I pulled out my own yoga mat, which I have been using since 2001 and only washed a handful of times, folded it into fourths and placed it over the blanket, as if this had totally been my intention all along. No really, I always set my baby on things that smell like my foot sweat.  Bumby obliged by promptly vomiting on it (I know I am supposed to say “spit up” because it sounds nicer, but this kid vomits. Seriously.). I smiled and wiped it up with his burp cloth. That shit definitely would have soaked through a receiving blanket. 

The class started. It was uneventful, for the most part, but fun. There was a little yoga for the moms while the babies hung out in their areas. When they started crying, we did baby massage, which Bumby loved. They had tummy time, which for Bumby usually involves some crying and trying to shove his thumb into his mouth while simultaneously mashing his face into whatever surface he is lying on. But on the way down, he caught sight of the baby across from me, and they both pushed up onto their hands and stared at each other in fascination. “That’s the first time he’s done that!” said the other mom. I told her it was Bumby’s first time too. 

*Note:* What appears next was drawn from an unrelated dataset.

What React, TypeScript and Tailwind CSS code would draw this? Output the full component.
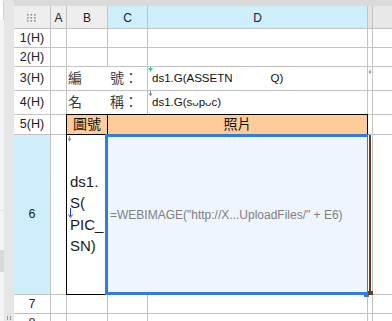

Halfway through the class, a sixth mom showed up. “I thought it was at 11:30,” she said apologetically. I love it when other people are at least as half-baked as I am. Another baby cried through almost the whole class and had to be carried around by the teacher. All of this made it more bearable when, about ten minutes before class ended, out of nowhere, Bumby emitted a high-pitched shriek and started clawing at the front of my shirt as if it had been hours since I last fed him, instead of, oh I don’t know, immediately before we left the house. That kid goes from zero to starving in approximately 4 seconds. So we missed our formal relaxation time, but I find feeding Bumby pretty relaxing anyway. 

I did not talk much with the other moms, past some little bits of small talk as we bundled our babies into their carseats to leave. (The shy thing.) But it was fun, and unpredictable, and Bumby got to see some babies other than himself. I really can’t wait to go again.